──────── SUPPLIED MATERIAL
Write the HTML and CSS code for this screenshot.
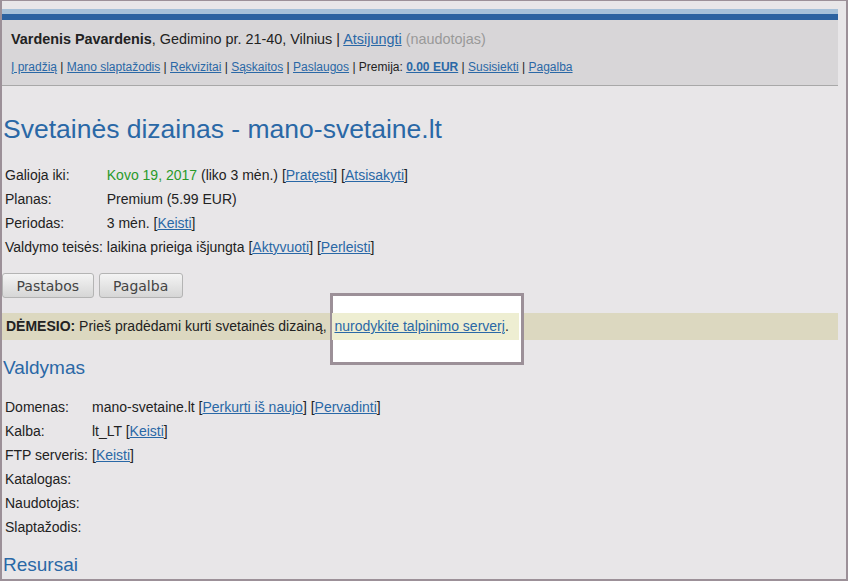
FILE: index.html
```html
<!DOCTYPE html>
<html lang="lt">
<head>
    <meta charset="UTF-8">
    <title>Svetainės dizainas - mano-svetaine.lt</title>
    <link rel="stylesheet" href="styles.css">
</head>
<body>
<div class="page">
    <div class="header">
        <div class="user-line">
            <b>Vardenis Pavardenis</b>, Gedimino pr. 21-40, Vilnius | <a href="#">Atsijungti</a> <span class="muted">(naudotojas)</span>
        </div>
        <div class="nav">
            <a href="#">Į pradžią</a> | <a href="#">Mano slaptažodis</a> | <a href="#">Rekvizitai</a> | <a href="#">Sąskaitos</a> | <a href="#">Paslaugos</a> | Premija: <a href="#" class="bold">0.00 EUR</a> | <a href="#">Susisiekti</a> | <a href="#">Pagalba</a>
        </div>
    </div>

    <h1>Svetainės dizainas - mano-svetaine.lt</h1>

    <table class="info">
        <tr><td>Galioja iki:</td><td><span class="green">Kovo 19, 2017</span> (liko 3 mėn.) [<a href="#">Pratęsti</a>] [<a href="#">Atsisakyti</a>]</td></tr>
        <tr><td>Planas:</td><td>Premium (5.99 EUR)</td></tr>
        <tr><td>Periodas:</td><td>3 mėn. [<a href="#">Keisti</a>]</td></tr>
        <tr><td>Valdymo teisės:</td><td>laikina prieiga išjungta [<a href="#">Aktyvuoti</a>] [<a href="#">Perleisti</a>]</td></tr>
    </table>

    <div class="buttons">
        <button>Pastabos</button>
        <button>Pagalba</button>
    </div>

    <div class="notice">
        <b>DĖMESIO:</b> Prieš pradėdami kurti svetainės dizainą, <span class="spot"><a href="#">nurodykite talpinimo serverį</a>.</span>
        <div class="spot-box"></div>
    </div>

    <h2>Valdymas</h2>

    <table class="info">
        <tr><td>Domenas:</td><td>mano-svetaine.lt [<a href="#">Perkurti iš naujo</a>] [<a href="#">Pervadinti</a>]</td></tr>
        <tr><td>Kalba:</td><td>lt_LT [<a href="#">Keisti</a>]</td></tr>
        <tr><td>FTP serveris:</td><td>[<a href="#">Keisti</a>]</td></tr>
        <tr><td>Katalogas:</td><td></td></tr>
        <tr><td>Naudotojas:</td><td></td></tr>
        <tr><td>Slaptažodis:</td><td></td></tr>
    </table>

    <h2 class="last">Resursai</h2>
</div>
</body>
</html>
```

FILE: styles.css
```css
html, body {
    margin: 0;
    height: 100%;
    overflow: hidden;
}

body {
    font-family: 'Liberation Sans', Arial, sans-serif;
    font-size: 14px;
    color: #222;
    background: #e8e6e8;
}

.page {
    height: 100%;
    box-sizing: border-box;
    border: 2px solid #9c9098;
    border-top-width: 1px;
    padding-top: 8px;
    overflow: hidden;
}

a {
    color: #2a68a6;
}

.header {
    margin-right: 8px;
    background: #d8d6d8;
    border-top: 5px solid #a6c0d8;
    border-bottom: 1px solid #a8a8a8;
    box-shadow: inset 0 6px 0 #2c62a0;
    padding: 16px 9px 0 9px;
    height: 55px;
}

.user-line {
    font-size: 14.4px;
    line-height: 18px;
}

.muted {
    color: #999;
}

.nav {
    margin-top: 11px;
    font-size: 12px;
    line-height: 16px;
}

.bold {
    font-weight: bold;
}

h1 {
    font-weight: normal;
    font-size: 26.5px;
    color: #2a68a6;
    margin: 28px 0 19px 1px;
    line-height: 30px;
}

h2 {
    font-weight: normal;
    font-size: 19px;
    color: #2a68a6;
    margin: 16px 0 15px 1px;
    line-height: 24px;
}

h2.last {
    margin-top: 14px;
}

.info {
    border-collapse: collapse;
    margin-left: 1px;
}

.info td {
    padding: 2px;
    line-height: 20px;
    vertical-align: top;
}

.green {
    color: #2a9a2a;
}

.buttons {
    margin: 14px 0 15px 0;
    display: flex;
    gap: 5px;
}

button {
    font-family: 'DejaVu Sans', sans-serif;
    font-size: 14px;
    color: #444;
    background: linear-gradient(#f4f4f4, #d6d6d6);
    border: 1px solid #b4b4b4;
    border-radius: 3px;
    padding: 0 13.5px;
    height: 25px;
}

.notice {
    position: relative;
    margin-right: 8px;
    background: #dcd8c0;
    padding: 0 4px;
    line-height: 27px;
}

.spot {
    position: relative;
    z-index: 2;
    display: inline-block;
    background: #eeeed2;
    margin-left: 2px;
    padding: 0 10px 0 2px;
}

.spot-box {
    position: absolute;
    left: 328px;
    top: -20px;
    width: 188px;
    height: 66px;
    background: #fff;
    border: 3px solid #9c9098;
    z-index: 1;
}
```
────────────────
Drop the images and repeat the data exactly.

Write the HTML and CSS code for this screenshot.
FILE: index.html
```html
<!DOCTYPE html>
<html lang="lt">
<head>
    <meta charset="UTF-8">
    <title>Svetainės dizainas - mano-svetaine.lt</title>
    <link rel="stylesheet" href="styles.css">
</head>
<body>
<div class="page">
    <div class="header">
        <div class="user-line">
            <b>Vardenis Pavardenis</b>, Gedimino pr. 21-40, Vilnius | <a href="#">Atsijungti</a> <span class="muted">(naudotojas)</span>
        </div>
        <div class="nav">
            <a href="#">Į pradžią</a> | <a href="#">Mano slaptažodis</a> | <a href="#">Rekvizitai</a> | <a href="#">Sąskaitos</a> | <a href="#">Paslaugos</a> | Premija: <a href="#" class="bold">0.00 EUR</a> | <a href="#">Susisiekti</a> | <a href="#">Pagalba</a>
        </div>
    </div>

    <h1>Svetainės dizainas - mano-svetaine.lt</h1>

    <table class="info">
        <tr><td>Galioja iki:</td><td><span class="green">Kovo 19, 2017</span> (liko 3 mėn.) [<a href="#">Pratęsti</a>] [<a href="#">Atsisakyti</a>]</td></tr>
        <tr><td>Planas:</td><td>Premium (5.99 EUR)</td></tr>
        <tr><td>Periodas:</td><td>3 mėn. [<a href="#">Keisti</a>]</td></tr>
        <tr><td>Valdymo teisės:</td><td>laikina prieiga išjungta [<a href="#">Aktyvuoti</a>] [<a href="#">Perleisti</a>]</td></tr>
    </table>

    <div class="buttons">
        <button>Pastabos</button>
        <button>Pagalba</button>
    </div>

    <div class="notice">
        <b>DĖMESIO:</b> Prieš pradėdami kurti svetainės dizainą, <span class="spot"><a href="#">nurodykite talpinimo serverį</a>.</span>
        <div class="spot-box"></div>
    </div>

    <h2>Valdymas</h2>

    <table class="info">
        <tr><td>Domenas:</td><td>mano-svetaine.lt [<a href="#">Perkurti iš naujo</a>] [<a href="#">Pervadinti</a>]</td></tr>
        <tr><td>Kalba:</td><td>lt_LT [<a href="#">Keisti</a>]</td></tr>
        <tr><td>FTP serveris:</td><td>[<a href="#">Keisti</a>]</td></tr>
        <tr><td>Katalogas:</td><td></td></tr>
        <tr><td>Naudotojas:</td><td></td></tr>
        <tr><td>Slaptažodis:</td><td></td></tr>
    </table>

    <h2 class="last">Resursai</h2>
</div>
</body>
</html>
```

FILE: styles.css
```css
html, body {
    margin: 0;
    height: 100%;
    overflow: hidden;
}

body {
    font-family: 'Liberation Sans', Arial, sans-serif;
    font-size: 14px;
    color: #222;
    background: #e8e6e8;
}

.page {
    height: 100%;
    box-sizing: border-box;
    border: 2px solid #9c9098;
    border-top-width: 1px;
    padding-top: 8px;
    overflow: hidden;
}

a {
    color: #2a68a6;
}

.header {
    margin-right: 8px;
    background: #d8d6d8;
    border-top: 5px solid #a6c0d8;
    border-bottom: 1px solid #a8a8a8;
    box-shadow: inset 0 6px 0 #2c62a0;
    padding: 16px 9px 0 9px;
    height: 55px;
}

.user-line {
    font-size: 14.4px;
    line-height: 18px;
}

.muted {
    color: #999;
}

.nav {
    margin-top: 11px;
    font-size: 12px;
    line-height: 16px;
}

.bold {
    font-weight: bold;
}

h1 {
    font-weight: normal;
    font-size: 26.5px;
    color: #2a68a6;
    margin: 28px 0 19px 1px;
    line-height: 30px;
}

h2 {
    font-weight: normal;
    font-size: 19px;
    color: #2a68a6;
    margin: 16px 0 15px 1px;
    line-height: 24px;
}

h2.last {
    margin-top: 14px;
}

.info {
    border-collapse: collapse;
    margin-left: 1px;
}

.info td {
    padding: 2px;
    line-height: 20px;
    vertical-align: top;
}

.green {
    color: #2a9a2a;
}

.buttons {
    margin: 14px 0 15px 0;
    display: flex;
    gap: 5px;
}

button {
    font-family: 'DejaVu Sans', sans-serif;
    font-size: 14px;
    color: #444;
    background: linear-gradient(#f4f4f4, #d6d6d6);
    border: 1px solid #b4b4b4;
    border-radius: 3px;
    padding: 0 13.5px;
    height: 25px;
}

.notice {
    position: relative;
    margin-right: 8px;
    background: #dcd8c0;
    padding: 0 4px;
    line-height: 27px;
}

.spot {
    position: relative;
    z-index: 2;
    display: inline-block;
    background: #eeeed2;
    margin-left: 2px;
    padding: 0 10px 0 2px;
}

.spot-box {
    position: absolute;
    left: 328px;
    top: -20px;
    width: 188px;
    height: 66px;
    background: #fff;
    border: 3px solid #9c9098;
    z-index: 1;
}
```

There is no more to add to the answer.